▶ **Work to be completed**
Spot each line in the records below where the word "this" occurs, then copy it.

Records with interface code
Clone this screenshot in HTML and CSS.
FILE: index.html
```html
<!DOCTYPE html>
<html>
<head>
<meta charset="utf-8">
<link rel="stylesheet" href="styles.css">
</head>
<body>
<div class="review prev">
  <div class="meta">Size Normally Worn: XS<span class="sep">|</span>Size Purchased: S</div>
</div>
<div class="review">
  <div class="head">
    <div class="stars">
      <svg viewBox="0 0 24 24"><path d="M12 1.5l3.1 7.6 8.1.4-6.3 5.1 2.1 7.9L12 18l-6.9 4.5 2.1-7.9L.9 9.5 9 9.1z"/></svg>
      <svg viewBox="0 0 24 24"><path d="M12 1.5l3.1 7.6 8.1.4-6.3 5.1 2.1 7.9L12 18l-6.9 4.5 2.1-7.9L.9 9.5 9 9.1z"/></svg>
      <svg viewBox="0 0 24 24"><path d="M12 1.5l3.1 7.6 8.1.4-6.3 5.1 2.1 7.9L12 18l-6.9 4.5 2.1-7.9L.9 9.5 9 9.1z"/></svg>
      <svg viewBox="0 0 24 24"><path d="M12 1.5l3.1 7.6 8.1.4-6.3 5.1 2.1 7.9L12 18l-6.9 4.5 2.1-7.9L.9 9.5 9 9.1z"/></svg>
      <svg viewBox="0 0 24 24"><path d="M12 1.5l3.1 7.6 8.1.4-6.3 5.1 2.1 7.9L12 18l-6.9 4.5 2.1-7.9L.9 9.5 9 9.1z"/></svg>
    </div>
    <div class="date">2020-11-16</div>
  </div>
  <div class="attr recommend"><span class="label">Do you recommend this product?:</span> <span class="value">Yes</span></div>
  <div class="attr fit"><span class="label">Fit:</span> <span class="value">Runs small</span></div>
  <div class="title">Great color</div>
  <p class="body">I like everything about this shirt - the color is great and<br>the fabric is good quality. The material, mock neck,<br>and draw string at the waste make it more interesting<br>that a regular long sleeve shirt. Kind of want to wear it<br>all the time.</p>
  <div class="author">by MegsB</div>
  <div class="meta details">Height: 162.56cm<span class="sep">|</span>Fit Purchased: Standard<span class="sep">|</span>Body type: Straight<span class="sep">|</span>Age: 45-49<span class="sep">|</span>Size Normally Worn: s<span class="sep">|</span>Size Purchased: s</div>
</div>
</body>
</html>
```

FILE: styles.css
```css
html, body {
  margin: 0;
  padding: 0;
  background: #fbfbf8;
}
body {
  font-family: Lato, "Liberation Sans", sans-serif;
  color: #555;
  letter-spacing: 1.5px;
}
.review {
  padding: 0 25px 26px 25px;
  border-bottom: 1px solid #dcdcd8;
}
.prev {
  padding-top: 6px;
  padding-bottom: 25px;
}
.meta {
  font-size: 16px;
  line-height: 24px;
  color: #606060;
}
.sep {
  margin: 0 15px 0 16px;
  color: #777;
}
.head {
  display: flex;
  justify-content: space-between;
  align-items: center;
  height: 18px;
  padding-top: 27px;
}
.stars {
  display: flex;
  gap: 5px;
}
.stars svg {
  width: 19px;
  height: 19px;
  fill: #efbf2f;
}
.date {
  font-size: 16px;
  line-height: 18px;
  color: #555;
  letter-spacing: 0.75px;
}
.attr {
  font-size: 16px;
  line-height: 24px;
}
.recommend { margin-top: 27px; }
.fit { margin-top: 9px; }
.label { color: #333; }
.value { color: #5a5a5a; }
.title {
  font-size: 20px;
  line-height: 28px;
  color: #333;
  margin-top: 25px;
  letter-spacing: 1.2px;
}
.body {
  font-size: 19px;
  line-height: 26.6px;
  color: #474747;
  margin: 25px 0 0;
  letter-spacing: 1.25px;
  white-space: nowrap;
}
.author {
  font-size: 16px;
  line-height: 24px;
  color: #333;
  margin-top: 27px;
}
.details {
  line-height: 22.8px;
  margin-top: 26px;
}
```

---

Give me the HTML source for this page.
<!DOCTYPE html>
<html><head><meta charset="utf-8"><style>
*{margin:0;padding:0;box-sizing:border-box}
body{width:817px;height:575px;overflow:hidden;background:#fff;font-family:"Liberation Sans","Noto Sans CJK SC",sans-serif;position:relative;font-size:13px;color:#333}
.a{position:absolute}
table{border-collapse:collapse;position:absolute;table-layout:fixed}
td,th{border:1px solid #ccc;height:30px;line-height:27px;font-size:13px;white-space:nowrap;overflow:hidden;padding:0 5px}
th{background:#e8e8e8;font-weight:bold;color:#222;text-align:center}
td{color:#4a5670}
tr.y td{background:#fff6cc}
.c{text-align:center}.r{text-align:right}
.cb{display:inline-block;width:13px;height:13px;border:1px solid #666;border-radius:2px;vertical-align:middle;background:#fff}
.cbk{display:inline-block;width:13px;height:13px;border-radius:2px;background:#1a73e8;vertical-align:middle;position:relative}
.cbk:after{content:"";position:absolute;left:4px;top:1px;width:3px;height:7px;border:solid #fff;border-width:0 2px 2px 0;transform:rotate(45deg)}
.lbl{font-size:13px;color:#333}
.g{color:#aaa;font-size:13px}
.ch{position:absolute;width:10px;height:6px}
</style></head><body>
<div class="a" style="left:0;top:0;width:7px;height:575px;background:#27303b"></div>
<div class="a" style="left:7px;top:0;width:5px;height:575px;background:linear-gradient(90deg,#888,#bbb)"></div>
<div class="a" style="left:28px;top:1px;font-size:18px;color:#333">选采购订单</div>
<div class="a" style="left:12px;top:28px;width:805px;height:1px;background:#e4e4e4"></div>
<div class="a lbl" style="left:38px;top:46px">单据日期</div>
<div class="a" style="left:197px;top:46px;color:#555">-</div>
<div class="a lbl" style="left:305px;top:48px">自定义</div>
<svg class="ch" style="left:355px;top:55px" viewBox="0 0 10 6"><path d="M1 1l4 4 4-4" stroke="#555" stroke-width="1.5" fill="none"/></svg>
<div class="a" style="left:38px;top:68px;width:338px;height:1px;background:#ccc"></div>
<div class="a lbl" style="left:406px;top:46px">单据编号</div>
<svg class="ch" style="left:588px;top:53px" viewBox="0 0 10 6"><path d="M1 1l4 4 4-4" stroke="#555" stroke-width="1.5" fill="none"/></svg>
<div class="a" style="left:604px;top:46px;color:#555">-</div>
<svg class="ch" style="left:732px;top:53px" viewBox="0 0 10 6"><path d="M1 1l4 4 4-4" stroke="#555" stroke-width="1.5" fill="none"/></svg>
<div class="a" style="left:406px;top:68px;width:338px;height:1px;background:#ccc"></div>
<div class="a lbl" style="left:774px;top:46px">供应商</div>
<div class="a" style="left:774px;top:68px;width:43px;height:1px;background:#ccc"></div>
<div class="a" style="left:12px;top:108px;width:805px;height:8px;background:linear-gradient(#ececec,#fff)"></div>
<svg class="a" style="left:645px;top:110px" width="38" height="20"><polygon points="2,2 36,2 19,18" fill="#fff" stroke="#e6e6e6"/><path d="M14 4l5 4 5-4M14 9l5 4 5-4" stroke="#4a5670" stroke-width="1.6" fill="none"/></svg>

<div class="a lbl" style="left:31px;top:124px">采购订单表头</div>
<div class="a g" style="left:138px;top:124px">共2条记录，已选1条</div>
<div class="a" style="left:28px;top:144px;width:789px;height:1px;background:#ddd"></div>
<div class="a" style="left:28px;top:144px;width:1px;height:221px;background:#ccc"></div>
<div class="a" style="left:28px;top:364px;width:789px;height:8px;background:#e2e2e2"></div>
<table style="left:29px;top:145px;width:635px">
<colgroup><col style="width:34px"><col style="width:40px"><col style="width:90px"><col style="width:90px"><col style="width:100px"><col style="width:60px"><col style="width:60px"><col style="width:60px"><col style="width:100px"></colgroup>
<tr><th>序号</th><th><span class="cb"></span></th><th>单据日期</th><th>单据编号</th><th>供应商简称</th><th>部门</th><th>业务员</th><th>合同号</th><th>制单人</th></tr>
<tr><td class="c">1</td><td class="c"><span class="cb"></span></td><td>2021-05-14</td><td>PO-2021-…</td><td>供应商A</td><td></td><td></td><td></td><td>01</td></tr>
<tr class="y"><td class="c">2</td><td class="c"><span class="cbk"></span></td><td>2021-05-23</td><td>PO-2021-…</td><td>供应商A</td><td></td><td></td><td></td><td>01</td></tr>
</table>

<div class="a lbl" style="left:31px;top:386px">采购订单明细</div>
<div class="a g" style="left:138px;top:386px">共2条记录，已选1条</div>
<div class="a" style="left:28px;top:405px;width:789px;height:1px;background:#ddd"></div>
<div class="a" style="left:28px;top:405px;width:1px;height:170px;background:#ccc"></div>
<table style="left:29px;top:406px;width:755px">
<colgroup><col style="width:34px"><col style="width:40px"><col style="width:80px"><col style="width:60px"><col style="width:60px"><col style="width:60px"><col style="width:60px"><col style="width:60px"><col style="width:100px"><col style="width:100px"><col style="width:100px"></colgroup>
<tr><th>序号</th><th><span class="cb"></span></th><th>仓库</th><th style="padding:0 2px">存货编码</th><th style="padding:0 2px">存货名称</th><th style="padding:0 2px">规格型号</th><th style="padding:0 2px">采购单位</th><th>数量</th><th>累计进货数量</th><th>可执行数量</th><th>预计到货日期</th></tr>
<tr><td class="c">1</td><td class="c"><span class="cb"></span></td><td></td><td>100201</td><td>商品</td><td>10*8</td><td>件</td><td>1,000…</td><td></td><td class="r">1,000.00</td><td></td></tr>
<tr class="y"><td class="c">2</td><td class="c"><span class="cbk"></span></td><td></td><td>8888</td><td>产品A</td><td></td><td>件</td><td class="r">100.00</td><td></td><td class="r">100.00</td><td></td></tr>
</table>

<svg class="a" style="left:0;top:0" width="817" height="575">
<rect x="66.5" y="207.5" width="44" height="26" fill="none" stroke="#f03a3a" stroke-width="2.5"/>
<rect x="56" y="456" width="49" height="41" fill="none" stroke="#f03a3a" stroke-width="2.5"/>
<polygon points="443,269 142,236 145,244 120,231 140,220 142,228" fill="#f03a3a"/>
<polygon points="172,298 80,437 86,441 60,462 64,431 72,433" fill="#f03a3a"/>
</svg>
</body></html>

▶ **Solution to the problem**
Clone this screenshot in HTML and CSS.
  <div class="attr recommend"><span class="label">Do you recommend this product?:</span> <span class="value">Yes</span></div>
  <p class="body">I like everything about this shirt - the color is great and<br>the fabric is good quality. The material, mock neck,<br>and draw string at the waste make it more interesting<br>that a regular long sleeve shirt. Kind of want to wear it<br>all the time.</p>
Give me the HTML source for this page.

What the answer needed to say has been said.